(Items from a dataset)
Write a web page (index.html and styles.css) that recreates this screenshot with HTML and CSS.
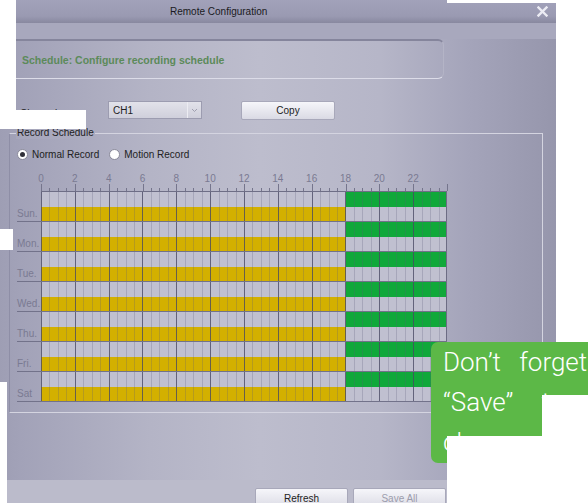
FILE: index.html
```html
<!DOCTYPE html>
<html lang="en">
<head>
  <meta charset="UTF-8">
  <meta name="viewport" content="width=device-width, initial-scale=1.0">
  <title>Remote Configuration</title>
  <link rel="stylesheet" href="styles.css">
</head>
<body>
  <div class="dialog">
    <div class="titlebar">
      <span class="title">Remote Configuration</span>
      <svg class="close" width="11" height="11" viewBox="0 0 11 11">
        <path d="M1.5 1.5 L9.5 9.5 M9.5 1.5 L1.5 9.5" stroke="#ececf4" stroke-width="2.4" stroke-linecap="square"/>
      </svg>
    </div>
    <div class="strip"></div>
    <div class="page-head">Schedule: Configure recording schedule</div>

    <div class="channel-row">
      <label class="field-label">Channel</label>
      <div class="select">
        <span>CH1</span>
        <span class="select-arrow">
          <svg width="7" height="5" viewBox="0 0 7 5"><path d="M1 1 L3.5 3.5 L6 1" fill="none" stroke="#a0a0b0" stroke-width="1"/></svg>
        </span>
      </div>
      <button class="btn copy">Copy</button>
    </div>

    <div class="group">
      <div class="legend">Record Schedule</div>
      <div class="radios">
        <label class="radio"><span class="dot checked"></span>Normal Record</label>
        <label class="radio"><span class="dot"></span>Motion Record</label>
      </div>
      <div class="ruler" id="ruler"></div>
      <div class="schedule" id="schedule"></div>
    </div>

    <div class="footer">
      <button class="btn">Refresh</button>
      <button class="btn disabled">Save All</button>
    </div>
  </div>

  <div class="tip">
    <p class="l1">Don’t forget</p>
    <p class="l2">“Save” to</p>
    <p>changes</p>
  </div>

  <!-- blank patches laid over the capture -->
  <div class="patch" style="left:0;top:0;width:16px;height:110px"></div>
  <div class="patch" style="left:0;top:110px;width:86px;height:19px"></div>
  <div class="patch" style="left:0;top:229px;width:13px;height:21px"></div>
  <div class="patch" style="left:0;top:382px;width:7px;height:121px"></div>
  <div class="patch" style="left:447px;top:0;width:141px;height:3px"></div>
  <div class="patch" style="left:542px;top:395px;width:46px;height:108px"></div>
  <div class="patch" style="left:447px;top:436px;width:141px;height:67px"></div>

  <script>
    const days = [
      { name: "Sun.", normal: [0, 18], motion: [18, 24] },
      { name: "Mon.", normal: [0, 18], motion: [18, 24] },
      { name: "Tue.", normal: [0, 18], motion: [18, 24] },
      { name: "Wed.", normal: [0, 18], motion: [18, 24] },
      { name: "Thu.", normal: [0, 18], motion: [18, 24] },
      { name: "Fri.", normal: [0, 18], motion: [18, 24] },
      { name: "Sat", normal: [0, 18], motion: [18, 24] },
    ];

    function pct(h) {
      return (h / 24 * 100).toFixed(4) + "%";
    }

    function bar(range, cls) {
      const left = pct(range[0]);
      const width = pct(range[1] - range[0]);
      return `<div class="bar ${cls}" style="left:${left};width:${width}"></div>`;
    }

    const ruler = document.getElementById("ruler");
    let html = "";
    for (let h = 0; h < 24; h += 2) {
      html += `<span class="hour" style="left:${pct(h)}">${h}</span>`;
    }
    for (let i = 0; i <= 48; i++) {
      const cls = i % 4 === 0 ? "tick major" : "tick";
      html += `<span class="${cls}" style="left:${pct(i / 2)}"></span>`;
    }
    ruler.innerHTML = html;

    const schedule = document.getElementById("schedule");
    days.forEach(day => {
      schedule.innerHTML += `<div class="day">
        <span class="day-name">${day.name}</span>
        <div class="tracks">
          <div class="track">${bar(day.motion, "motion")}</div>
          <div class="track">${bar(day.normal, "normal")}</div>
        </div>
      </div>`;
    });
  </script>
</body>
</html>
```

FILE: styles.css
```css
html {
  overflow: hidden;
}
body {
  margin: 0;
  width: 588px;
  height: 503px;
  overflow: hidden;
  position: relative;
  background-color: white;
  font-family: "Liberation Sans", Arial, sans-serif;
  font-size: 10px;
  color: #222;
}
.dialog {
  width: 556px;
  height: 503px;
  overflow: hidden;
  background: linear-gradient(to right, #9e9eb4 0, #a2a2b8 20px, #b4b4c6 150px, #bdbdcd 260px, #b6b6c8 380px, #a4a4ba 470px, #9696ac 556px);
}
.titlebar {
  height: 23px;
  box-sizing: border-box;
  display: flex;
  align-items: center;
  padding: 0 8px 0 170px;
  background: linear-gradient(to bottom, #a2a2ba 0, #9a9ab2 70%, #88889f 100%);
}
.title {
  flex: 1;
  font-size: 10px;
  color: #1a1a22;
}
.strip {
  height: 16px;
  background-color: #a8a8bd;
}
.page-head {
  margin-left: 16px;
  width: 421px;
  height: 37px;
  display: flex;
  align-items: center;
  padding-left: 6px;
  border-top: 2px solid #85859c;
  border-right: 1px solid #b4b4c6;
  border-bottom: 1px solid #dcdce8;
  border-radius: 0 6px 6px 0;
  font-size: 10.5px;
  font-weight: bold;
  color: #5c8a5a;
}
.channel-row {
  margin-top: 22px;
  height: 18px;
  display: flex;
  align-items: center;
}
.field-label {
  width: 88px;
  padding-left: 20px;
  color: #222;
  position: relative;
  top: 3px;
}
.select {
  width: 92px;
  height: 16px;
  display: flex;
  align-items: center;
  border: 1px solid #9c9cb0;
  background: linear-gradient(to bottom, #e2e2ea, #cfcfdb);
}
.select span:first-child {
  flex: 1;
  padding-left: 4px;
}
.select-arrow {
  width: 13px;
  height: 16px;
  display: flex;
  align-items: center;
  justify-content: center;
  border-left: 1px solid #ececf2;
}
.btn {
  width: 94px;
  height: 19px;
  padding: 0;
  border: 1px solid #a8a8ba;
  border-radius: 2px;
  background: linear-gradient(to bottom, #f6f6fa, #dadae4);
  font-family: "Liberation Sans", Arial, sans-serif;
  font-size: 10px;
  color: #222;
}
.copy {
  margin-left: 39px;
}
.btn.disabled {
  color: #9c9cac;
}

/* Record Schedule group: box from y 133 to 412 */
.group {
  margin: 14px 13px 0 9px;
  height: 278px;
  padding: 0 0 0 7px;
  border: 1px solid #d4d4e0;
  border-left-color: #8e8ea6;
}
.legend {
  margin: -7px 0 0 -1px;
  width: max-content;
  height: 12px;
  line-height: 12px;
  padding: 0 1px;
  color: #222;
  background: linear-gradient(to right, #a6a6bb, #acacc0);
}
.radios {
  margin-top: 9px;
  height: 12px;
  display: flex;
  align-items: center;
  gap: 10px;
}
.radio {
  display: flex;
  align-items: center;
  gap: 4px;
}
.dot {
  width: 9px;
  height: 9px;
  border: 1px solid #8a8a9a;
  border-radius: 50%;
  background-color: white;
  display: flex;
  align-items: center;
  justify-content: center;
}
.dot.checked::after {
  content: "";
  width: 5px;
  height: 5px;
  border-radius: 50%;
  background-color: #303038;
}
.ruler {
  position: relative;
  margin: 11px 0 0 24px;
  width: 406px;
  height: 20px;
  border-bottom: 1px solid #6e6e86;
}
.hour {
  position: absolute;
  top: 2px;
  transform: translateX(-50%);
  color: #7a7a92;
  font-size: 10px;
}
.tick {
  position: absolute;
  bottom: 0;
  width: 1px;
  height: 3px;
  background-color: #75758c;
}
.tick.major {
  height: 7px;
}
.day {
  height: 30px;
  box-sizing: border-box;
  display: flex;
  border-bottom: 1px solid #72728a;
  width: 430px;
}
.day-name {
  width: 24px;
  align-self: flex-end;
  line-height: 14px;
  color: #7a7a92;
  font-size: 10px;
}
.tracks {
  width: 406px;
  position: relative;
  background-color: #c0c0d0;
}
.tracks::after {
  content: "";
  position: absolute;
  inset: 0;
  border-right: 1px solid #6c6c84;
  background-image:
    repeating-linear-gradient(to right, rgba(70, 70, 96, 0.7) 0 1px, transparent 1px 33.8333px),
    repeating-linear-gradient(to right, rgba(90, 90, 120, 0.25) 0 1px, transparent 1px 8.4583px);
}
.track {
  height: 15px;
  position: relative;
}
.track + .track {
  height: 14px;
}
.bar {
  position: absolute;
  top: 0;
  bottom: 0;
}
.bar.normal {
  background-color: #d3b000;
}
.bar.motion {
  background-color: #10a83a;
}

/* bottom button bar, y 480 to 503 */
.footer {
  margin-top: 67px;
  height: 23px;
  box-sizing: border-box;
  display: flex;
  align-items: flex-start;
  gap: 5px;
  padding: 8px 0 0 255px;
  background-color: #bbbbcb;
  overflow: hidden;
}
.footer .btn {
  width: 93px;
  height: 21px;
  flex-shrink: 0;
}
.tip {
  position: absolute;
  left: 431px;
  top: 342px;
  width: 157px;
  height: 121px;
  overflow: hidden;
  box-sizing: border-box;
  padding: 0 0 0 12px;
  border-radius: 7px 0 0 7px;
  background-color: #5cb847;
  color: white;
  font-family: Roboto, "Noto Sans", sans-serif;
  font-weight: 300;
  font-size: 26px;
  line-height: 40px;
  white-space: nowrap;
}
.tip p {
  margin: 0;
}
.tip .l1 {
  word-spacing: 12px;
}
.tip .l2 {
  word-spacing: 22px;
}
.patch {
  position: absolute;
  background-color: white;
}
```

--

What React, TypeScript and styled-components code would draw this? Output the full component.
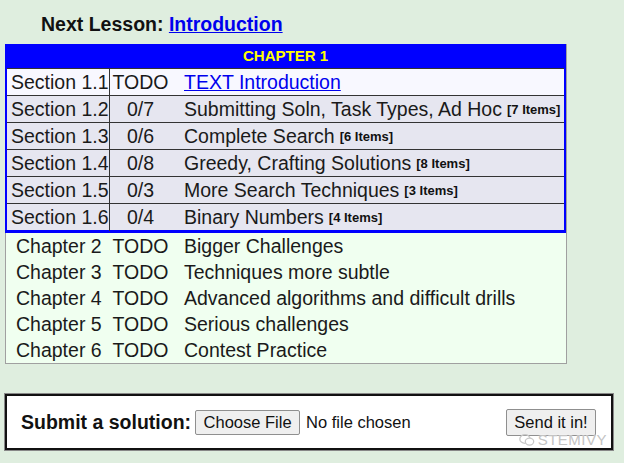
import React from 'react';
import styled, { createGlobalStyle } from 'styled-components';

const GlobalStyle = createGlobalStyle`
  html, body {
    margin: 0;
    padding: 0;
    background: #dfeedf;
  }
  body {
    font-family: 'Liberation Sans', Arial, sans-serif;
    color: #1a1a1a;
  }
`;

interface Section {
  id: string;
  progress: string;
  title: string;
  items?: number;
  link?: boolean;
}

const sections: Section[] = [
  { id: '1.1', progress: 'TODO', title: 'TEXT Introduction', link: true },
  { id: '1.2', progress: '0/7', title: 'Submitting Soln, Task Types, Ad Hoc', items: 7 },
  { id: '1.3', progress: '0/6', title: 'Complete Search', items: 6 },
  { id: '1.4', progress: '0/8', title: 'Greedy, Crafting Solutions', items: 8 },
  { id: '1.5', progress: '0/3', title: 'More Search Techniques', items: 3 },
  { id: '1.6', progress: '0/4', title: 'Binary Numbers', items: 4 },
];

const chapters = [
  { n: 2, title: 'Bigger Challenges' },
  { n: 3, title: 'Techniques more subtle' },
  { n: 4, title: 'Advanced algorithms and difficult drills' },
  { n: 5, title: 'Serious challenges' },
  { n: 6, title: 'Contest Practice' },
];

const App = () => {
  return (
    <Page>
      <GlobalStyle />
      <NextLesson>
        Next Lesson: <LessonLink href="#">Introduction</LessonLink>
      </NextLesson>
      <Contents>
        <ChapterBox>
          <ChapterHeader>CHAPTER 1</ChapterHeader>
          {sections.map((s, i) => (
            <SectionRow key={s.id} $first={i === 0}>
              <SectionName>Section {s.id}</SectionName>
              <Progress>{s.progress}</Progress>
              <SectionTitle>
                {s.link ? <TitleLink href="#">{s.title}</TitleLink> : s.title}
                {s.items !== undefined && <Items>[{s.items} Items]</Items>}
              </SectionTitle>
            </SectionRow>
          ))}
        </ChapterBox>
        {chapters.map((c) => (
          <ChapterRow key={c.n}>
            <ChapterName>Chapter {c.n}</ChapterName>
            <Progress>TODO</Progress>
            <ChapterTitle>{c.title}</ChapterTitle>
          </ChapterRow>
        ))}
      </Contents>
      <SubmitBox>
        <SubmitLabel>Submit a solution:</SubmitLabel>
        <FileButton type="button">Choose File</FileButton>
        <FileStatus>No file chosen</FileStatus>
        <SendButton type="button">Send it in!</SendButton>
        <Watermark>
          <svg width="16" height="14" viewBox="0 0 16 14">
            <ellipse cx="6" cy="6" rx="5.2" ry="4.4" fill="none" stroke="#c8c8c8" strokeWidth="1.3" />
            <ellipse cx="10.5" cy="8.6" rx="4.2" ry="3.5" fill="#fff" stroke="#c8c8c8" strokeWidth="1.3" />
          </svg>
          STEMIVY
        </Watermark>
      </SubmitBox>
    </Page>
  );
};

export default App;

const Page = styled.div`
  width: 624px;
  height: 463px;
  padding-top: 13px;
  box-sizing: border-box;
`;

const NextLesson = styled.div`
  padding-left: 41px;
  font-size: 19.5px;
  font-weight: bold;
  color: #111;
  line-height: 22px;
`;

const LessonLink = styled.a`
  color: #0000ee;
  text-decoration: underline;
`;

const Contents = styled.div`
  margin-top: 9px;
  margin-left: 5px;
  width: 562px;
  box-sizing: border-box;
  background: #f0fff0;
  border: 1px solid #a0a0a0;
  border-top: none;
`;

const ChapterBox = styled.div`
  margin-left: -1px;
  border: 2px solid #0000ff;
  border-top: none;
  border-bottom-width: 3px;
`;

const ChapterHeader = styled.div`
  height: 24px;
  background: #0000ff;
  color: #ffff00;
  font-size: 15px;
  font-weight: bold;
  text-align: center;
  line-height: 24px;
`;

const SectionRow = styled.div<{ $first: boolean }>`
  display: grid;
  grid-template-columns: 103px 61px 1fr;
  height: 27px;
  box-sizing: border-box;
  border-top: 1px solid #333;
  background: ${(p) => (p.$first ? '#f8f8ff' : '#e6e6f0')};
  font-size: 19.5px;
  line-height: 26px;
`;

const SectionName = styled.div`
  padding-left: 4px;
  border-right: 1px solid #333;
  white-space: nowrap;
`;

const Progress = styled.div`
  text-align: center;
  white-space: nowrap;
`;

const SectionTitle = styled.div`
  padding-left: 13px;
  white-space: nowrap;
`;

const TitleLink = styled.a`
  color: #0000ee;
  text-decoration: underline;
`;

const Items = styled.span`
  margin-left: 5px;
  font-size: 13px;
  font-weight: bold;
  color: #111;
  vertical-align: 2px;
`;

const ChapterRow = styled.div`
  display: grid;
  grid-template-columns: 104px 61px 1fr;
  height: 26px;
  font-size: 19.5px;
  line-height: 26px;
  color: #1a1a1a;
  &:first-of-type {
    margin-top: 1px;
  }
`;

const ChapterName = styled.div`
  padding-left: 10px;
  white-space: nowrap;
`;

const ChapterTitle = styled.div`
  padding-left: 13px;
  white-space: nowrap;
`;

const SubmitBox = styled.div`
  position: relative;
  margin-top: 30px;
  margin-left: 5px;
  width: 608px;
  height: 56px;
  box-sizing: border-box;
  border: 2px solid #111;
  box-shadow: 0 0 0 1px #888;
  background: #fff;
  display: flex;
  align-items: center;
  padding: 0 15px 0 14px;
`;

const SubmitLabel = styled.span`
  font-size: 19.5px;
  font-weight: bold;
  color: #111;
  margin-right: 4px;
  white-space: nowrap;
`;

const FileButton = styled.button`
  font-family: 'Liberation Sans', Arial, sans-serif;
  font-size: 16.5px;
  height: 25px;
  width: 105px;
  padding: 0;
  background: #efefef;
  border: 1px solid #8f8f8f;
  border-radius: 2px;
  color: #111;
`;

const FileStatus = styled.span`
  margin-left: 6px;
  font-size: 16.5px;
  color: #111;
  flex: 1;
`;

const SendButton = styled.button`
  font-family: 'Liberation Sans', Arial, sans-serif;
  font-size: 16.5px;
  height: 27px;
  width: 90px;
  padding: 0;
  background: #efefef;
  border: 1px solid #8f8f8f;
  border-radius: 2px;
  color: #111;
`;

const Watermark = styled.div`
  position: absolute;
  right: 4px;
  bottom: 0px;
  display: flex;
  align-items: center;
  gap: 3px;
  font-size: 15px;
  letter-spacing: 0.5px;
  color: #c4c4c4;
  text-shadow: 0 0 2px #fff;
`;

• **Your objective**
Which lines of the data include "components"? Copy each of them.

• **Solution to this task**
What React, TypeScript and styled-components code would draw this? Output the full component.
import styled, { createGlobalStyle } from 'styled-components';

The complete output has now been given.